My preferred hardware platform is a Dell Mini 9.

Software

My alarm clock is an embarrassing combination of bash scripts and Audacious, my favorite media player. Any media player will do, as long as it's scriptable.

How It Works

There are currently two bash scripts in my crappy alarm setup. One script is called "wakeup" and the other is called "wakeup-at".

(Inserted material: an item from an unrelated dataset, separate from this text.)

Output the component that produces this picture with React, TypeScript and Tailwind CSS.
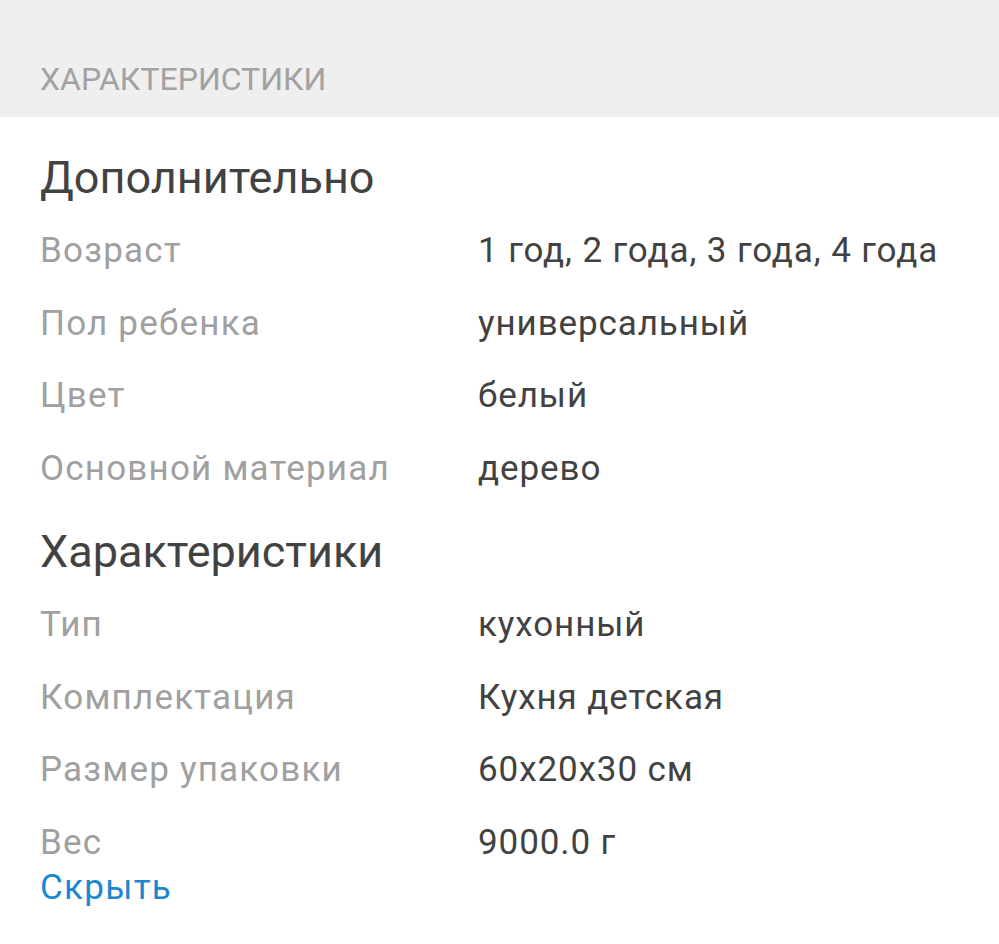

wakeup is simply a wrapper that adds some error handling around audacious. It launches audacious if it can't find an instance running already, waits five seconds for it to get itself together, and then causes it to play. It is also currently broken, so the 'launching audacious' part doesn't work. I have to manually start audacious myself. FAILURE.

wakeup script:

#!/bin/bash
audacious &

sleep 5s

audacious -p &

You've noticed that the "wakeup" script doesn't actually have any timing involved; If you want to use it as an alarm, you get to combine it with the bash "sleep" command. This is not a failure, this is by design! An example alarm:

sleep 8h; wakeup

One problem with this methodology is that it requires math, and is prone to errors. If I'm going to sleep at 10:46:33 PM and need to wake up at 7:00 AM, I need to chain sleep commands together for each unit of time:

sleep 7h; sleep 14m; sleep 27s; wakeup

Get some of that math wrong, and you wake up at the wrong time. FAILURE.

"wakeup-at" is a wrapper around "wakeup" that uses the "at" utility to schedule the wakeup script. So, instead of using multiple sleep commands, it accepts any of the time formats that at accepts:

wakeup-at 7:00 AM
wakeup-at 6:00AM 2018-02-02
wakeup-at teatime

Here is the wakeup-at script:

#!/bin/bash

## Make sure we have enough arguments
if [ $# -lt 1 ]
then
  echo "Usage: `basename $0` <time>"
  exit 1
fi

echo "$@"

## Add custom time keywords
case "$1" in
"eternaldarkness")
	echo wakeup | at 3:33 AM
	;;

## Catch-all; send all arguments to at
*)
	echo wakeup | at $@
	;;
esac

If you make a syntax error, "at" tells you about it immediately. Its only failings are what it inherits from the original "wakeup" script.